What Is a Color Space?

A color space allows people and software to communicate colors unambiguously using a numeric representation.

A triplet of code values such as [0.506, 0.266, 0.266] by itself is not enough to specify a color. Those code values must be interpreted with respect to a particular color space. The color represented by those three numbers will be different in different color spaces.

There are two categories of color space:

Device-independent color spaces describe colors in absolute terms.
Device-dependent color spaces depend on the characteristics of specific hardware.

Device-independent Color Spaces

To fully match a triplet of code values to a specific color, a device-independent color space must define the following characteristics:

The meaning of the three primary values in terms of CIE colorimetry.
One or more data types and encodings.
The image state.
The associated viewing conditions.

Examples of device-independent color spaces include ACES and the ICC Profile Connection Space.

Primary Values

The primary values can be thought of as the coordinate axes used to define a color "point" in a color space. Device-independent color spaces define their primaries with reference to CIE colorimetry values — in that respect, CIE colorimetry provides a kind of universal reference frame or "world" coordinate system for converting between color spaces. In a given viewing environment, two colors with the same colorimetry will look the same to a typical human observer.

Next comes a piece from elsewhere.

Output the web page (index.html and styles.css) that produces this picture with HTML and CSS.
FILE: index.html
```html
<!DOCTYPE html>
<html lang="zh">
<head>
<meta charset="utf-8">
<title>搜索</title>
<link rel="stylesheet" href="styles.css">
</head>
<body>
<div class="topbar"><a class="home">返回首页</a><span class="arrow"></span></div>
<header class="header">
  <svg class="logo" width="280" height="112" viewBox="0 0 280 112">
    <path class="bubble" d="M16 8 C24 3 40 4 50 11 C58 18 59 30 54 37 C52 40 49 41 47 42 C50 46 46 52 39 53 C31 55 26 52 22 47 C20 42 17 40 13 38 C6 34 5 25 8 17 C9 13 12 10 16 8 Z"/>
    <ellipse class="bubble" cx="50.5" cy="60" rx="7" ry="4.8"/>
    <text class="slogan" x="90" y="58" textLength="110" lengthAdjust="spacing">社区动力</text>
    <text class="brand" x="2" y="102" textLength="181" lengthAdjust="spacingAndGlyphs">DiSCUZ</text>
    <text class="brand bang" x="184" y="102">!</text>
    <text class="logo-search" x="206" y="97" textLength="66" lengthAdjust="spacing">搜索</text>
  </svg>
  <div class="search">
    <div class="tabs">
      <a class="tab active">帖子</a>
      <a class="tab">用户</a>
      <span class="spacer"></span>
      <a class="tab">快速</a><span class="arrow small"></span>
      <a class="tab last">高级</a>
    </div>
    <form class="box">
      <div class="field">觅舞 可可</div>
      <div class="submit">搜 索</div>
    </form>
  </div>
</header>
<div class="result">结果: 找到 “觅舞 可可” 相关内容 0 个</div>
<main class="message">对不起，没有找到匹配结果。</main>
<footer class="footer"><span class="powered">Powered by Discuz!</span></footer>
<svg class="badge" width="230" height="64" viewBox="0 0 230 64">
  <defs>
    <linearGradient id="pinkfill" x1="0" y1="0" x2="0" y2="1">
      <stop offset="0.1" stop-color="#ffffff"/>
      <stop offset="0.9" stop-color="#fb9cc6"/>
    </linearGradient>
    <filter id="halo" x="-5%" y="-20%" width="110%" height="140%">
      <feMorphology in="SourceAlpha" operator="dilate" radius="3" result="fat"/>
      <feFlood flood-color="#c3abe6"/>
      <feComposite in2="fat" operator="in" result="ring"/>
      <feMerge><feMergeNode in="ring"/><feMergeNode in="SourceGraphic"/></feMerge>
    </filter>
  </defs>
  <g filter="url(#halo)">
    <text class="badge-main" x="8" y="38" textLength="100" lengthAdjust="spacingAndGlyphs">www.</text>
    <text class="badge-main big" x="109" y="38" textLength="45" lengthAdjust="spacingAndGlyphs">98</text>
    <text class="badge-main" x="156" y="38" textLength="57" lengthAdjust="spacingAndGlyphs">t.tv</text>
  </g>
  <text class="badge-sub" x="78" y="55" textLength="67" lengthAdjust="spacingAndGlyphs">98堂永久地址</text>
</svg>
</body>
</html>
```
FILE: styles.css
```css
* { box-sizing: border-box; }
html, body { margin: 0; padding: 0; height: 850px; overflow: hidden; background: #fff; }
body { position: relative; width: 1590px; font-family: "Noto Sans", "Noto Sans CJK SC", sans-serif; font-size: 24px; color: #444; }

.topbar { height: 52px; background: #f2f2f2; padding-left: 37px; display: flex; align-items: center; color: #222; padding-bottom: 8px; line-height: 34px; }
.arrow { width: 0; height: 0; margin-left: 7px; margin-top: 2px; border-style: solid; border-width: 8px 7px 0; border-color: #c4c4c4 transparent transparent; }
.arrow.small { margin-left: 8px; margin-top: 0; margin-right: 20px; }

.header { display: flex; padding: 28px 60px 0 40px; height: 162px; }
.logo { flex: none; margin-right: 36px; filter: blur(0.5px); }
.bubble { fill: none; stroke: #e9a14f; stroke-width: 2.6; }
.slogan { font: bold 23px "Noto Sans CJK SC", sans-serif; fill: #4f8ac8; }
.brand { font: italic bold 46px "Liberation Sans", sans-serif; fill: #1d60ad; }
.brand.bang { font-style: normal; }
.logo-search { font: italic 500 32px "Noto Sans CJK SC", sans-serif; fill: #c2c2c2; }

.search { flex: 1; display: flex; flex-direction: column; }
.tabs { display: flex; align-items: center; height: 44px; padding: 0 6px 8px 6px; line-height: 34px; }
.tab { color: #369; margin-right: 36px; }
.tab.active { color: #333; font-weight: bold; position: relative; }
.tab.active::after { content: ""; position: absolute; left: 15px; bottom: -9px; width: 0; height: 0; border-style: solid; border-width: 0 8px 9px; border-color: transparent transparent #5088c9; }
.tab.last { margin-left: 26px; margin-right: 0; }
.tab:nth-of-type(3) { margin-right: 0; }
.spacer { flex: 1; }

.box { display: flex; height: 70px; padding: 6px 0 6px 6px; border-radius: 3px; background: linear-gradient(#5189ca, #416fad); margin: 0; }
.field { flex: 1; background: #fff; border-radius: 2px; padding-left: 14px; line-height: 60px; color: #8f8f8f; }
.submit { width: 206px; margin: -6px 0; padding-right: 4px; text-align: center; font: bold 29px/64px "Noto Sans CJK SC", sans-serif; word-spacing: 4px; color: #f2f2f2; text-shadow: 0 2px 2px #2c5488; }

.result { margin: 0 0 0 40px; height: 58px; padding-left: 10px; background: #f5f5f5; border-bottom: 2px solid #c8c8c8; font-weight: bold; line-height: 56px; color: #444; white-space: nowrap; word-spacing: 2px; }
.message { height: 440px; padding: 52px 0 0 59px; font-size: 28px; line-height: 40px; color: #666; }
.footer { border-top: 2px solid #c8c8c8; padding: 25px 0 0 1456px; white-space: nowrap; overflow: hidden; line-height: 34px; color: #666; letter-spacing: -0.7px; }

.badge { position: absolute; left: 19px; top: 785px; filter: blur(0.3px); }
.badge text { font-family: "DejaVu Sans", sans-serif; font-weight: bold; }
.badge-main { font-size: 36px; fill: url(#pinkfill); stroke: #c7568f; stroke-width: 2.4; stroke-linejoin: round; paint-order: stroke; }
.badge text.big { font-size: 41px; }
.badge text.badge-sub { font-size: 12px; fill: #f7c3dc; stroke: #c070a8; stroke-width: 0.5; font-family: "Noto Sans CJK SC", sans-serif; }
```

Some examples of different systems of primaries include:

The coordinates of red, green, and blue specified by ITU-R BT.709 (also known as "Rec. 709") for HD video. These primaries are also used for sRGB (which has a different gamma).
The coordinates specified by ITU-R BT.601 (Rec. 601) for SD video.
The "P3" primaries specified by DCI and SMPTE for digital cinema projectors.

Data Type & Encoding

To interpret the numeric code values, it is necessary to know the data type of the numbers, for example, whether they are meant to be 8-bit, 10-bit, 12-bit, or 16-bit integers, or floating-point values. In addition, it's necessary to know the values' encoding, that is, whether the code values represent intensities on a linear scale or a logarithmic scale, and whether gamma has been applied.

Image State

The notion of "image state" is a standard framework (ISO 22028-1) for grouping color spaces that share similar characteristics and which require similar processing. There are three main image states.

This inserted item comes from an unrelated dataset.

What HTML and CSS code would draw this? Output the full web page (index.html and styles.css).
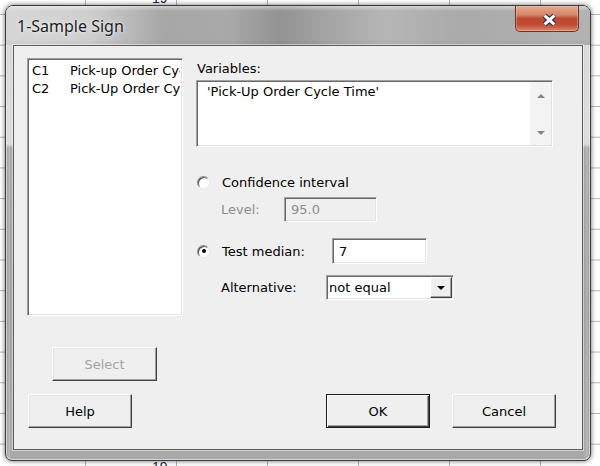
FILE: index.html
```html
<!DOCTYPE html>
<html lang="en">
<head>
  <meta charset="UTF-8">
  <title>1-Sample Sign</title>
  <link rel="stylesheet" href="styles.css">
</head>
<body>
  <span class="sheet-num num-top">19</span>
  <span class="sheet-num num-bottom">19</span>

  <div class="dialog">
    <div class="titlebar">
      <span class="title">1-Sample Sign</span>
      <button class="close" title="Close">
        <svg width="64" height="26" viewBox="0 0 64 26">
          <path d="M29.5 9.5 L39.5 18.5 M39.5 9.5 L29.5 18.5" stroke="#2c3152" stroke-width="5.5" fill="none"/>
          <path d="M29.5 9.5 L39.5 18.5 M39.5 9.5 L29.5 18.5" stroke="#fff" stroke-width="3" fill="none"/>
        </svg>
      </button>
    </div>

    <div class="client">
      <div class="top">
        <!-- lista de columnas -->
        <div class="left-col">
          <div class="listbox sunken">
            <div class="item"><span class="col-id">C1</span><span class="col-name">Pick-up Order Cycle Time</span></div>
            <div class="item"><span class="col-id">C2</span><span class="col-name">Pick-Up Order Cycle Time</span></div>
          </div>
          <button class="btn btn-select" disabled>Select</button>
        </div>

        <!-- opciones -->
        <div class="right-col">
          <div class="var-label">Variables:</div>
          <div class="varbox sunken">
            <div class="var-text">'Pick-Up Order Cycle Time'</div>
            <div class="scrollbar">
              <span class="arrow up"></span>
              <span class="arrow down"></span>
            </div>
          </div>

          <div class="row row-ci">
            <span class="radio"></span>
            <span>Confidence interval</span>
          </div>
          <div class="row row-level">
            <span class="sub-label level-label">Level:</span>
            <div class="field sunken field-disabled">95.0</div>
          </div>
          <div class="row row-median">
            <span class="radio checked"></span>
            <span class="median-label">Test median:</span>
            <div class="field sunken field-median">7</div>
          </div>
          <div class="row row-alt">
            <span class="sub-label alt-label">Alternative:</span>
            <div class="combo sunken">
              <span class="combo-text">not equal</span>
              <span class="combo-btn"><span class="arrow down dark"></span></span>
            </div>
          </div>
        </div>
      </div>

      <div class="bottom">
        <button class="btn">Help</button>
        <div class="actions">
          <button class="btn btn-default">OK</button>
          <button class="btn">Cancel</button>
        </div>
      </div>
    </div>
  </div>
</body>
</html>
```

FILE: styles.css
```css
/* hoja de fondo + ventana */
body {
  margin: 0;
  width: 600px;
  height: 466px;
  overflow: hidden;
  position: relative;
  font-family: "DejaVu Sans", Verdana, sans-serif;
  font-size: 13px;
  color: #000;
  background-color: #fff;
  background-image:
    linear-gradient(90deg, #b4b4b4 1px, transparent 1px),
    linear-gradient(#b4b4b4 1px, transparent 1px);
  background-size: 91px 100%, 100% 30.7px;
  background-position: 85px 0, 0 14px;
}
button {
  font: inherit;
  color: inherit;
  padding: 0;
  margin: 0;
}
.sheet-num {
  position: absolute;
  left: 152px;
  font-family: "Liberation Sans", Arial, sans-serif;
  font-size: 14px;
  color: #23264a;
}
.num-top {
  top: -10px;
}
.num-bottom {
  top: 459px;
}

.dialog {
  position: absolute;
  left: 5px;
  top: 5px;
  width: 586px;
  height: 456px;
  box-sizing: border-box;
  border: 1px solid #3a3a3a;
  border-radius: 8px 8px 7px 7px;
  padding: 0 7px 10px;
  display: flex;
  flex-direction: column;
  background:
    linear-gradient(90deg, transparent 2px, rgba(255,255,255,.25) 3px, transparent 5px, transparent calc(100% - 5px), rgba(255,255,255,.25) calc(100% - 3px), transparent calc(100% - 2px)),
    linear-gradient(#d4d4d4 0, #d9d9d9 138px, #a7a7a7 142px, #a0a0a0 300px, #a9a9a9 100%);
  box-shadow: 0 0 5px rgba(0,0,0,.6), inset 0 0 0 1px rgba(255,255,255,.55);
}
.titlebar {
  height: 39px;
  margin: 0 -7px;
  padding-left: 11px;
  display: flex;
  align-items: center;
  border-radius: 7px 7px 0 0;
  background:
    linear-gradient(rgba(255,255,255,.45) 0, rgba(255,255,255,0) 5px, rgba(255,255,255,0) 33px, rgba(0,0,0,.05) 39px),
    linear-gradient(90deg, #d6d6d6 0, #cfcfcf 14%, #a7a7a7 27%, #a9a9a9 38%, #939393 47%, #a4a4a4 55%, #b6b6b6 65%, #aaaaaa 78%, #b3b3b3 100%);
}
.title {
  font-family: "Noto Sans", "Open Sans", sans-serif;
  font-size: 16px;
  color: #1c1c1c;
  text-shadow: 0 0 6px rgba(255,255,255,.9), 0 0 2px rgba(255,255,255,.7);
}
.close {
  margin-left: auto;
  margin-right: 11px;
  align-self: flex-start;
  width: 64px;
  height: 26px;
  border: 1px solid #6d3526;
  border-top: none;
  border-radius: 0 0 5px 5px;
  background: linear-gradient(#e4a98f 0, #d68769 35%, #bd4a31 50%, #bf4d33 75%, #d9896b 100%);
  box-shadow: inset 0 0 0 1px rgba(255,220,200,.35);
  display: flex;
  align-items: center;
  justify-content: center;
}
.close svg {
  display: block;
}

.client {
  flex: 1;
  background: #efefef;
  border: 1px solid #5c5c5c;
  box-shadow: 0 0 0 1px rgba(255,255,255,.5);
  padding: 12px 0 0 13px;
}
.top {
  display: flex;
  gap: 13px;
}

/* bordes 3D */
.sunken {
  box-sizing: border-box;
  border: 1px solid;
  border-color: #a0a0a0 #fff #fff #a0a0a0;
  box-shadow: inset 1px 1px #696969, inset -1px -1px #e3e3e3;
  background: #fff;
}
.btn {
  box-sizing: border-box;
  width: 104px;
  height: 34px;
  background: #efefef;
  border: 1px solid;
  border-color: #fff #404040 #404040 #fff;
  box-shadow: inset -1px -1px #a0a0a0, inset 1px 1px #e6e6e6;
}
.btn-default {
  border-color: #1a1a1a;
  box-shadow: inset 1px 1px #fff, inset -1px -1px #404040, inset -2px -2px #a0a0a0;
}
.btn-select {
  width: 105px;
  margin: 31px 0 0 25px;
  color: #a3a3a3;
}

.left-col {
  width: 156px;
  display: flex;
  flex-direction: column;
}
.listbox {
  height: 258px;
  padding: 3px 2px 0 4px;
  overflow: hidden;
  white-space: nowrap;
}
.item {
  display: flex;
  height: 18px;
  line-height: 18px;
}
.col-id {
  width: 38px;
  flex: none;
}
.col-name {
  flex: 1;
  min-width: 0;
  overflow: hidden;
}

.right-col {
  width: 357px;
}
.var-label {
  line-height: 18px;
  padding-top: 2px;
  margin-bottom: 2px;
  padding-left: 1px;
}
.varbox {
  height: 67px;
  display: flex;
}
.var-text {
  padding: 2px 0 0 10px;
  line-height: 18px;
}
.scrollbar {
  margin: 1px 1px 1px auto;
  width: 21px;
  background: #f3f3f3;
  display: flex;
  flex-direction: column;
  align-items: center;
  justify-content: space-between;
  padding: 12px 0 10px;
  box-sizing: border-box;
}
.arrow {
  width: 0;
  height: 0;
  border-left: 4.5px solid transparent;
  border-right: 4.5px solid transparent;
}
.arrow.up {
  border-bottom: 4px solid #858585;
}
.arrow.down {
  border-top: 4px solid #858585;
}
.arrow.dark {
  border-top-color: #000;
  border-left-width: 4px;
  border-right-width: 4px;
}

.row {
  display: flex;
  align-items: center;
}
.radio {
  width: 13px;
  height: 13px;
  box-sizing: border-box;
  border-radius: 50%;
  border: 1px solid;
  border-color: #8a8a8a #e9e9e9 #e9e9e9 #8a8a8a;
  box-shadow: inset 1px 1px #4a4a4a;
  background: #fff;
  margin-right: 12px;
  display: flex;
  align-items: center;
  justify-content: center;
  flex: none;
}
.radio.checked::after {
  content: "";
  width: 4px;
  height: 4px;
  border-radius: 50%;
  background: #000;
}
.row-ci {
  height: 20px;
  margin-top: 25px;
  padding-left: 1px;
}
.row-level {
  height: 25px;
  margin-top: 5px;
  padding-left: 25px;
}
.sub-label {
  flex: none;
}
.level-label {
  width: 63px;
  color: #8d8d8d;
}
.field {
  height: 100%;
  line-height: 23px;
  padding-left: 6px;
}
.field-disabled {
  width: 93px;
  background: #efefef;
  color: #8d8d8d;
}
.row-median {
  height: 26px;
  margin-top: 16px;
  padding-left: 1px;
}
.median-label {
  width: 110px;
}
.field-median {
  width: 95px;
  line-height: 25px;
}
.row-alt {
  height: 25px;
  margin-top: 11px;
  padding-left: 25px;
}
.alt-label {
  width: 105px;
}
.combo {
  width: 128px;
  height: 100%;
  display: flex;
  align-items: center;
}
.combo-text {
  padding-left: 2px;
}
.combo-btn {
  margin: 1px 1px 1px auto;
  align-self: stretch;
  width: 22px;
  box-sizing: border-box;
  background: #efefef;
  border: 1px solid;
  border-color: #fff #404040 #404040 #fff;
  box-shadow: inset -1px -1px #a0a0a0;
  display: flex;
  align-items: center;
  justify-content: center;
}

.bottom {
  display: flex;
  justify-content: space-between;
  margin: 13px 0 0 1px;
  padding-right: 26px;
}
.actions {
  display: flex;
  gap: 22px;
}
```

Scene-referred images are high-dynamic-range images. They use code values that are proportional to the luminance or radiance in the scene, whether that is a live set or a virtual scene in a 3D application like Maya. No tone-mapping has been performed, and code values greater than 1.0 are allowed. If the code values are encoded on a linear scale, then the images are called scene-linear. Most OpenEXR files are scene-linear.
Output-referred images are normal dynamic range images. They have been tone-mapped, for example, using an S-shaped curve to compress super-whites as well as increase contrast to compensate for viewing conditions. The maximum code value is 1.0 (after normalization in the case of integers), and the values are not proportional to luminance in the original scene. Output-referred images are theoretically ready for display. However, this does not necessarily mean that they are ready for display on a specific device — for example, they may have been tone-mapped but still require a specific gamma for display on a particular monitor. Examples of output-referred images include sRGB, HD video, digital cinema (DCI), and so on. Output-referred images are also called "display-referred".
Intermediate-referred images are somewhere between scene-referred and output-referred. They have had some color processing performed, so the code values are not proportional to scene luminance, but they are still not ready for display. Examples of intermediate-referred images include log encodings like Cineon-style film scans, Academy Density Exchange (ADX), some digital cinema camera outputs, and so on.

There is some confusion about how to convert between image states in the context of a "linear workflow" for CG rendering and compositing. Much of the confusion comes from the word "linear" — there are actually different kinds of linear encodings: scene-referred and output-referred. It is extremely important to understand the difference between scene-linear images and output-linear images (also called "linearized output-referred").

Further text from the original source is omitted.